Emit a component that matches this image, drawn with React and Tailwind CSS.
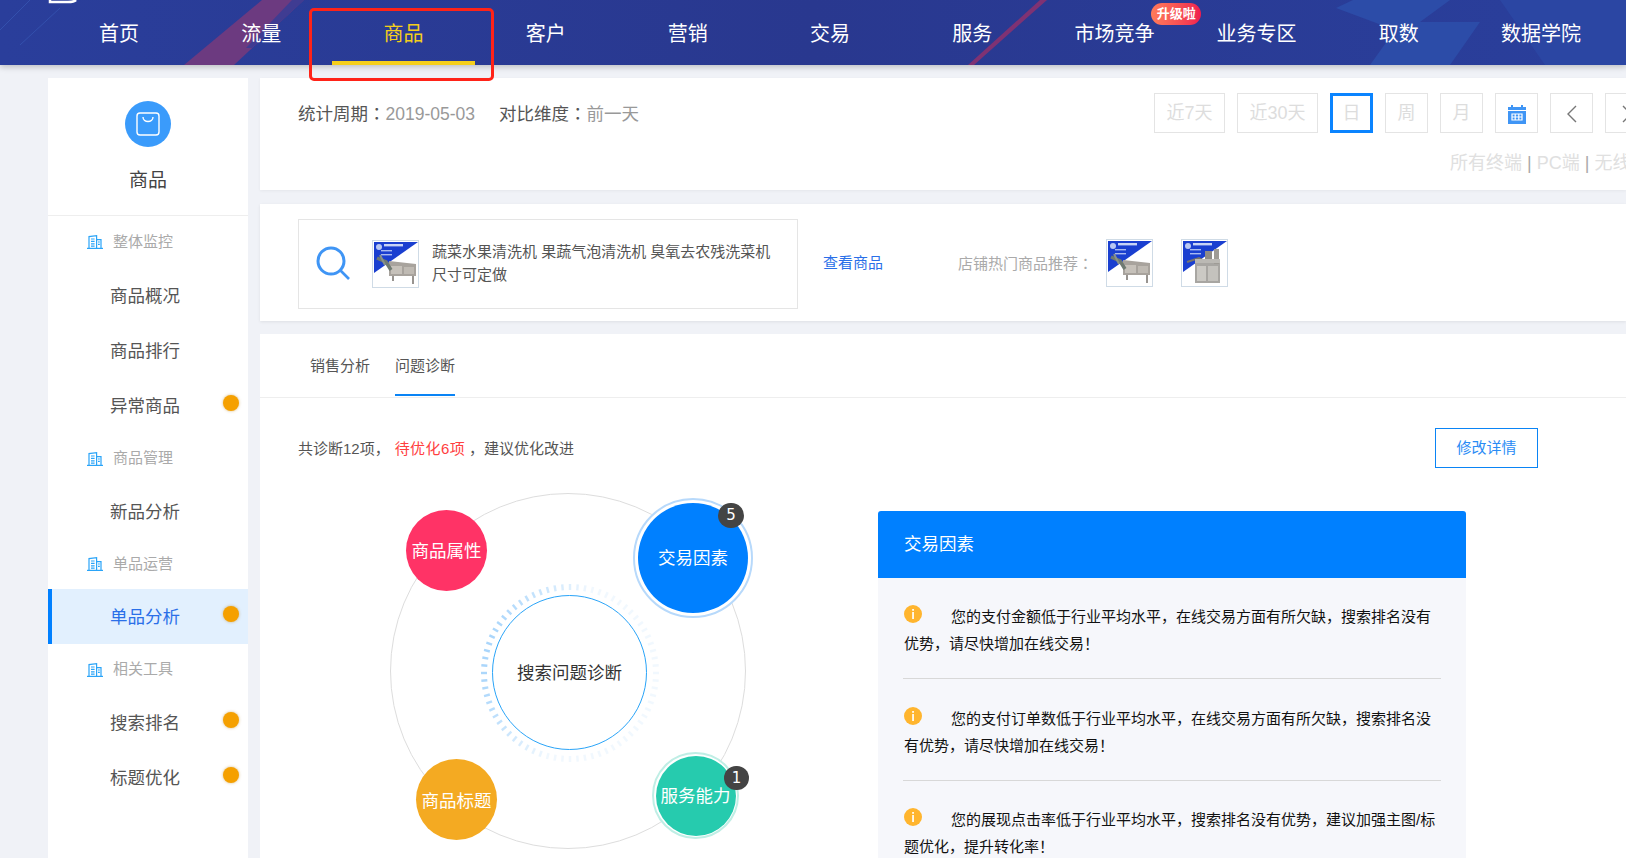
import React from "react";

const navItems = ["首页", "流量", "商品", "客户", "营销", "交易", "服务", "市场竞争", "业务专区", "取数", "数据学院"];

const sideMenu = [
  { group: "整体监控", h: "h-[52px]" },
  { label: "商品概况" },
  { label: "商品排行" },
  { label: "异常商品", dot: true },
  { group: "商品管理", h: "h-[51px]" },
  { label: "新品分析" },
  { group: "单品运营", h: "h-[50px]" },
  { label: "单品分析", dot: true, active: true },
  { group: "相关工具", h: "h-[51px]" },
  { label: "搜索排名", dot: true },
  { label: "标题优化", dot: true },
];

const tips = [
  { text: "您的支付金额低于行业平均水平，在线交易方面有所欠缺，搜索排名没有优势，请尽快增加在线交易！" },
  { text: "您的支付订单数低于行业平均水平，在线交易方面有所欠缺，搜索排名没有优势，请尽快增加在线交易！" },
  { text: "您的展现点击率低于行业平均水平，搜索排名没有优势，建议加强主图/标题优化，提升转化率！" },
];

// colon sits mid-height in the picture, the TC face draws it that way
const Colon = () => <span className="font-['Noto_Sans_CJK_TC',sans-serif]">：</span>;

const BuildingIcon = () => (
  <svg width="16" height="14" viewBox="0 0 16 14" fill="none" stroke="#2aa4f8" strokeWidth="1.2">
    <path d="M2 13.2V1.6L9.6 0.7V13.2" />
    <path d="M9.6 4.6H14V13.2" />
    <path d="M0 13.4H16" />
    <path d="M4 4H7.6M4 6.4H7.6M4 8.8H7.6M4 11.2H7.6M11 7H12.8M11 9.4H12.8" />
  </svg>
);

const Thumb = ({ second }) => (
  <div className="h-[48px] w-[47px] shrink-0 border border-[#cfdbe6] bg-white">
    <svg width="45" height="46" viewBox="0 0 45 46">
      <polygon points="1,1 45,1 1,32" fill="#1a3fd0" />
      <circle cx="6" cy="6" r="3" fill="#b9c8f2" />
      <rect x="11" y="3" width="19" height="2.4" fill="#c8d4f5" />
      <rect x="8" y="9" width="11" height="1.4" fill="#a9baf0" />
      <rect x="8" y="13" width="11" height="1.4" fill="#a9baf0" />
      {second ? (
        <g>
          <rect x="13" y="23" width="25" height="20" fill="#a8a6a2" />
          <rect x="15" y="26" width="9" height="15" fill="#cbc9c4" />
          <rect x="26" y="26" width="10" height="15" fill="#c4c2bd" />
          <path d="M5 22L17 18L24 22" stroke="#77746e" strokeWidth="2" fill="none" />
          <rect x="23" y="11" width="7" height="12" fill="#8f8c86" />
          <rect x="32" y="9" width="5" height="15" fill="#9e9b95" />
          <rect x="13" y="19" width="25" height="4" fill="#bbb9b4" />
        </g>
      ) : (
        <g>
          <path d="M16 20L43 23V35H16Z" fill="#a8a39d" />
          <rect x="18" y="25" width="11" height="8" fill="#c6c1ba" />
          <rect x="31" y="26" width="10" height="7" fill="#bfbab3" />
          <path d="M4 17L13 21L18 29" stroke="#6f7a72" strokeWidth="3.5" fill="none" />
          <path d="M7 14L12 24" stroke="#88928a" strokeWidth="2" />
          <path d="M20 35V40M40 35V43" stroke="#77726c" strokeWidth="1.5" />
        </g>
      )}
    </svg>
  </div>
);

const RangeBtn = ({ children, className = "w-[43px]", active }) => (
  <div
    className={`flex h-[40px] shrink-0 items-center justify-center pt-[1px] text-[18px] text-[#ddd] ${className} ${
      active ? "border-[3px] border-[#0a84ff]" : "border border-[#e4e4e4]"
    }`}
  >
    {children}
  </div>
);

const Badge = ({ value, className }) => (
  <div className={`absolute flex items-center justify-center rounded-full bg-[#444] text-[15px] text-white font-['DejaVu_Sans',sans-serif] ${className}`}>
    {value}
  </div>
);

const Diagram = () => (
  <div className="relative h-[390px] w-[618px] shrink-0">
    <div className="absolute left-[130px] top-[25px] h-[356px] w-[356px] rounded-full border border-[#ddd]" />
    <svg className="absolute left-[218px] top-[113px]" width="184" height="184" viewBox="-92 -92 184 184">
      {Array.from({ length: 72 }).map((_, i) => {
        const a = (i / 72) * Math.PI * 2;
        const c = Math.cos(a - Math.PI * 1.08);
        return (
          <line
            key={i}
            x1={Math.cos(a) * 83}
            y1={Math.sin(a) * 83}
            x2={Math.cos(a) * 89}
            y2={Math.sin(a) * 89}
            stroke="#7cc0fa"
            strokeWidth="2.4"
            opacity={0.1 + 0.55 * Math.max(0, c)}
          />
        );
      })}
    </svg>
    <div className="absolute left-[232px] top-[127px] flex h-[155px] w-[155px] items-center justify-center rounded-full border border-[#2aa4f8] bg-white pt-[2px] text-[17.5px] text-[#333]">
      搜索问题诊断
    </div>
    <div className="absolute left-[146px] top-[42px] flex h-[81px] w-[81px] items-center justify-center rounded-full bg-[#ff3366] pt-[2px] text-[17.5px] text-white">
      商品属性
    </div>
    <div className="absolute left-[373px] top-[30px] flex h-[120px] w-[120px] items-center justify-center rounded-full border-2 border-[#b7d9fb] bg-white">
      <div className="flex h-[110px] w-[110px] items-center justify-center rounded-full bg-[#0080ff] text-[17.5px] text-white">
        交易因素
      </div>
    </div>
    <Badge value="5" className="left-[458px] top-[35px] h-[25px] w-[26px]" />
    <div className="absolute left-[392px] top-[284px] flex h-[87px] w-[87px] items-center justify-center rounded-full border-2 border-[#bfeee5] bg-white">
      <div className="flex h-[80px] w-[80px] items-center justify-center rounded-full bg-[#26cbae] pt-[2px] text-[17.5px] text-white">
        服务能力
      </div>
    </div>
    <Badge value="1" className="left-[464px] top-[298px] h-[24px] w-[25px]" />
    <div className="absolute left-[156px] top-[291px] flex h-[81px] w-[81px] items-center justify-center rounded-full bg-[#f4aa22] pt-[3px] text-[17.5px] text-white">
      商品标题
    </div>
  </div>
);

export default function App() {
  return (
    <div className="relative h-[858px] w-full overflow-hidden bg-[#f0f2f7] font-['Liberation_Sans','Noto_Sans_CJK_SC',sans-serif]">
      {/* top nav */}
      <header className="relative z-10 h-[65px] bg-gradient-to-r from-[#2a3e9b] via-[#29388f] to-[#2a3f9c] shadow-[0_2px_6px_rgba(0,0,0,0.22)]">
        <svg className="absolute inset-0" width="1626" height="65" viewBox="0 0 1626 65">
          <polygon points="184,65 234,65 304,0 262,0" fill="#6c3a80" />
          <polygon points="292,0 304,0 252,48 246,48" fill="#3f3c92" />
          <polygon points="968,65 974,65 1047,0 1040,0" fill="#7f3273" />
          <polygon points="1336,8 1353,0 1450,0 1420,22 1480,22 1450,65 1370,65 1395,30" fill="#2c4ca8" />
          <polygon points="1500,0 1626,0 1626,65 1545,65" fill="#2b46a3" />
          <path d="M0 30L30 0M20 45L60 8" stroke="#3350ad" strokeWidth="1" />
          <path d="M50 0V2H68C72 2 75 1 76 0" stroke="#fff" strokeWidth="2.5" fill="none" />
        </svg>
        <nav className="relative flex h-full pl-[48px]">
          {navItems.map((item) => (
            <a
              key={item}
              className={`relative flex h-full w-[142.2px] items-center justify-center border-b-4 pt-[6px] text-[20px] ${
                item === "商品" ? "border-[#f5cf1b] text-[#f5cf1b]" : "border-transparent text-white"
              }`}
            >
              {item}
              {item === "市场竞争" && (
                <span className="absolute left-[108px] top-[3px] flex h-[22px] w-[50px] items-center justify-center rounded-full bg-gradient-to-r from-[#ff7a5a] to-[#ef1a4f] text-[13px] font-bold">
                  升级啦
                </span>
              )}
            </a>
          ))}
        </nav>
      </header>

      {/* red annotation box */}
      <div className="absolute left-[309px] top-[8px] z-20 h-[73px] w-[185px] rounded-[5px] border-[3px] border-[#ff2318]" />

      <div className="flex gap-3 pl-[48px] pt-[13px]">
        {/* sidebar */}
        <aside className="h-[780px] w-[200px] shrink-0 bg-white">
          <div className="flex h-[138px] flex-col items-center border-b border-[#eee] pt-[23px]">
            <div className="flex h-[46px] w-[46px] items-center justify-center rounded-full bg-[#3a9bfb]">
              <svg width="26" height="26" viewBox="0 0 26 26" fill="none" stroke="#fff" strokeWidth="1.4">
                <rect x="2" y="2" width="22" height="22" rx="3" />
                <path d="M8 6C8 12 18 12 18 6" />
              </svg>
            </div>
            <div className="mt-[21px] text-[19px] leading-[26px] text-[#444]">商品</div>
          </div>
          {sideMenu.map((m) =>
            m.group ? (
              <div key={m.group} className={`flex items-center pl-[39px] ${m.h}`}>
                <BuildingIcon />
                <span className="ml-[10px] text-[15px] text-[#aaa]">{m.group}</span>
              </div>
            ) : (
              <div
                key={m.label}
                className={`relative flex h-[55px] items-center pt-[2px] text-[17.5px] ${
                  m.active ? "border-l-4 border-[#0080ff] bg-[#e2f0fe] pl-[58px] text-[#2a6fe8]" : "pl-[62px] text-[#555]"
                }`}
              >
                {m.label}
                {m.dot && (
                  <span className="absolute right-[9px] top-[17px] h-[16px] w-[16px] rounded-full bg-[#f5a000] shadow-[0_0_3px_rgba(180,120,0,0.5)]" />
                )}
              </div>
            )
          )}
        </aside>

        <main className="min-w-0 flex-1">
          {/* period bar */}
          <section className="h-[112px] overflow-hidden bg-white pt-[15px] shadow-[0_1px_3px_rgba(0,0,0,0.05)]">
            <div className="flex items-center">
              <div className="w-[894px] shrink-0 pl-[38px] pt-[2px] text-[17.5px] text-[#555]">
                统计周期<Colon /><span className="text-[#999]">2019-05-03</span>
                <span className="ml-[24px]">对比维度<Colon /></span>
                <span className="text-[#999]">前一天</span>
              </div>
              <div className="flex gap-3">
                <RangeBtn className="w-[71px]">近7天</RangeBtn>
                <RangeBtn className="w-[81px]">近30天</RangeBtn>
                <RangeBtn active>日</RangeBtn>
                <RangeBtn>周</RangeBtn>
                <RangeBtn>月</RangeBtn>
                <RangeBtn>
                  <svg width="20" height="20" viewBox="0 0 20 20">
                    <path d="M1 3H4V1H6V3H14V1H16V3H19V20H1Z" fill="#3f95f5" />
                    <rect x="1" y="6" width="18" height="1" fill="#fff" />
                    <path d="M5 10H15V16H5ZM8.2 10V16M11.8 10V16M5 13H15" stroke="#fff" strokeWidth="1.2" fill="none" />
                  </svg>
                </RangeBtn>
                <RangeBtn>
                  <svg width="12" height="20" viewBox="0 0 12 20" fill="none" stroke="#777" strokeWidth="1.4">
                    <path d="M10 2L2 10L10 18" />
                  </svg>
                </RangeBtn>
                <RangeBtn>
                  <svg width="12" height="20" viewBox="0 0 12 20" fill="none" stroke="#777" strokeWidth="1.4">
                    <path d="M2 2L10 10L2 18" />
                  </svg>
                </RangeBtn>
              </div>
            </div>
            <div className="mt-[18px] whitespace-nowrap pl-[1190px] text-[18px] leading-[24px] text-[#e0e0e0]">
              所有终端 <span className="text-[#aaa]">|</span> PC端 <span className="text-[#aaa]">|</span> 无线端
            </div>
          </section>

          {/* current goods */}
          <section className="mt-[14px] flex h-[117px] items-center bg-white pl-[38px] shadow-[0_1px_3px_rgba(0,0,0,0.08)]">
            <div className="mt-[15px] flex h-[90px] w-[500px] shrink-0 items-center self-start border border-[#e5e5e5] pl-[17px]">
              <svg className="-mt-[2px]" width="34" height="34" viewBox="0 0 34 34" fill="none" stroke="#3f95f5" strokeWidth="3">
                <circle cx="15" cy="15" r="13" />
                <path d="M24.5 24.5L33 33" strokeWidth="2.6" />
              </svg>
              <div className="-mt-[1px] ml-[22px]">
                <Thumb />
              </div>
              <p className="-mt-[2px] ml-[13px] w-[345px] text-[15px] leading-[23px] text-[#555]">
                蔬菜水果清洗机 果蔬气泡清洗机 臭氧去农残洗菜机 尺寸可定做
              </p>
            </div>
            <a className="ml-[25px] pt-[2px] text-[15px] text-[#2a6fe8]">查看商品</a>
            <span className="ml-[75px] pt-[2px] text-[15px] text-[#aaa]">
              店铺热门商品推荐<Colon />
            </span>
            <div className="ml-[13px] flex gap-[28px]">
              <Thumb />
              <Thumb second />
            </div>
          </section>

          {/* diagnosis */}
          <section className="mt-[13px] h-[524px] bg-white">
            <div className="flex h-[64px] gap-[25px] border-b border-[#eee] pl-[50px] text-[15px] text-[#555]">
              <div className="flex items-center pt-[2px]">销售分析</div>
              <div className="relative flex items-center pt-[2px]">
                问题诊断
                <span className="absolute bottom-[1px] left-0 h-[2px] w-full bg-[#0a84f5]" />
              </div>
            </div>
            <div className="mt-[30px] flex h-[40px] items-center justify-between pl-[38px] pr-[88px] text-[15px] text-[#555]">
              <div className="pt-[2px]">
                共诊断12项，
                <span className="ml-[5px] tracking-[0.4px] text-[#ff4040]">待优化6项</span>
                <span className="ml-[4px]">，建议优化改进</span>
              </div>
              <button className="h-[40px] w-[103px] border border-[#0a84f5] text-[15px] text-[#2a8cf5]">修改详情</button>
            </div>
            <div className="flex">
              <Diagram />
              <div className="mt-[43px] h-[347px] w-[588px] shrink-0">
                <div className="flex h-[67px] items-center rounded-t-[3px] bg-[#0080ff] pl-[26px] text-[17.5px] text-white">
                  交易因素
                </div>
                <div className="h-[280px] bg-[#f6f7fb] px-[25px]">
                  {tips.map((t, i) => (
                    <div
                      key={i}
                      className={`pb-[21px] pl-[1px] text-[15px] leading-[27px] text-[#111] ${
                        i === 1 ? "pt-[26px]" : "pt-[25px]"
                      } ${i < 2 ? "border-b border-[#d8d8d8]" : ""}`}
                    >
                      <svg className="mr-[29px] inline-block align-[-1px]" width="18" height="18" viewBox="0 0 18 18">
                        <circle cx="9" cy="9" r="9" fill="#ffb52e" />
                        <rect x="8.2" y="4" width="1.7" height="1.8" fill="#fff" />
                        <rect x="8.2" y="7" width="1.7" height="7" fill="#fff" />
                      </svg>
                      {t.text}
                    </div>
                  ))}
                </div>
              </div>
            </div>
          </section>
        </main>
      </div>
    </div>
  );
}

■ ■ ■

## [GIVEN PROBLEM]
Provide the number of lines containing the string "that", with no other output.

## [FINISHED TASK]
2